Monday, October 10, 2011

The ship has sailed...but am I on it?

The sad truth is that I did what I wanted to do...and now I can't seem to act on it.  I quit my job.  I took the summer off to relax and travel and decompress from said job.  And I promised myself that I would start writing - that which I had dreams of doing...writing a novel... - on September 1st.  This would have been the same date(ish) that I would have been going back to work.  And I tried.  Sort of.  I'd be lying if I said I really tried.  I made schedules, I cleaned off my desk, I set up pegboards.  Then I make character charts and story outlines and highlighted and made lists of the steps that I would need to take to accomplish my goal.  I even set due dates.
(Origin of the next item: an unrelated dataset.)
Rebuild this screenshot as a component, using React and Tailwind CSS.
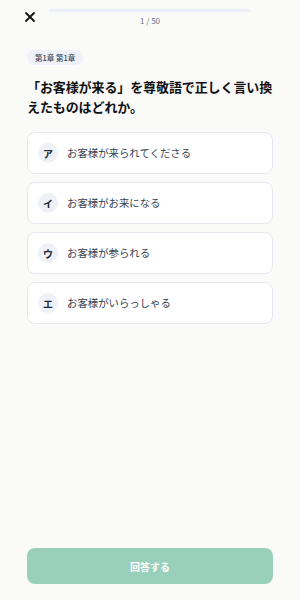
const options = [
  { key: "ア", label: "お客様が来られてくださる" },
  { key: "イ", label: "お客様がお来になる" },
  { key: "ウ", label: "お客様が参られる" },
  { key: "エ", label: "お客様がいらっしゃる" },
];

const font = {
  fontFamily: '"Noto Sans CJK JP", "Noto Sans", sans-serif',
};

export default function App() {
  return (
    <div
      className="flex h-[600px] w-[300px] flex-col bg-[#fafaf9] px-[27px]"
      style={font}
    >
      <header className="flex h-[34px] items-center gap-[13px]">
        <button className="-ml-[3px] flex h-[12px] w-[12px] items-center justify-center text-[#111]">
          <svg width="12" height="12" viewBox="0 0 12 12" fill="none">
            <path
              d="M2 2 L10 10 M10 2 L2 10"
              stroke="currentColor"
              strokeWidth="1.8"
              strokeLinecap="round"
            />
          </svg>
        </button>
        <div className="flex flex-1 flex-col items-center gap-[4px] pt-[1px]">
          <div className="h-[3px] w-full rounded-full bg-[#edf1f7]">
            <div className="h-full w-[2%] rounded-full bg-[#edf1f7]" />
          </div>
          <span className="text-[8px] leading-[10px] text-[#6b7280]">1 / 50</span>
        </div>
        <div className="mr-[-3px] h-[12px] w-[12px]" />
      </header>

      <div className="mt-[16px] flex">
        <span className="rounded-full bg-[#eef1f7] px-[8px] text-[7.5px] font-medium leading-[15px] text-[#374151]">
          第1章 第1章
        </span>
      </div>

      <h1 className="-mr-[2px] mt-[12px] text-[13px] font-bold leading-[20px] tracking-[-0.1px] text-[#111]">
        「お客様が来る」を尊敬語で正しく言い換えたものはどれか。
      </h1>

      <ul className="mt-[15px] flex flex-col gap-[8px]">
        {options.map((o) => (
          <li
            key={o.key}
            className="flex h-[42px] items-center gap-[9px] rounded-[8px] border border-[#e6e8ef] bg-white px-[10px]"
          >
            <span className="flex h-[20px] w-[20px] items-center justify-center rounded-full bg-[#eef1f7] text-[10px] font-bold text-[#1f2937]">
              {o.key}
            </span>
            <span className="text-[10.4px] text-[#374151]">{o.label}</span>
          </li>
        ))}
      </ul>

      <div className="flex-1" />

      <button className="mb-[16px] h-[36px] w-full rounded-[8px] bg-[#98d0bb] text-[10px] font-bold text-white">
        回答する
      </button>
    </div>
  );
}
And then I didn't follow them.  At first I started to.  But then I didn't anymore.  I'm avoiding.  Netflix and my girlfrind have become my favorite (and guilty) distractions.

Am I feeling crushed under the weight of the enormity of the task that I have set for myself?
Am I feeling guilty for not working?
Am I feeling worthless and depressed and confused about why?

Yes, yes, yes and yes.  And looking back at my previous post, I've officially been depressed for at least three and a half months.  I'm worried.
Aside from the obvious need to kick my own ass and get up off the couch and start writing, what the hell am I going to do?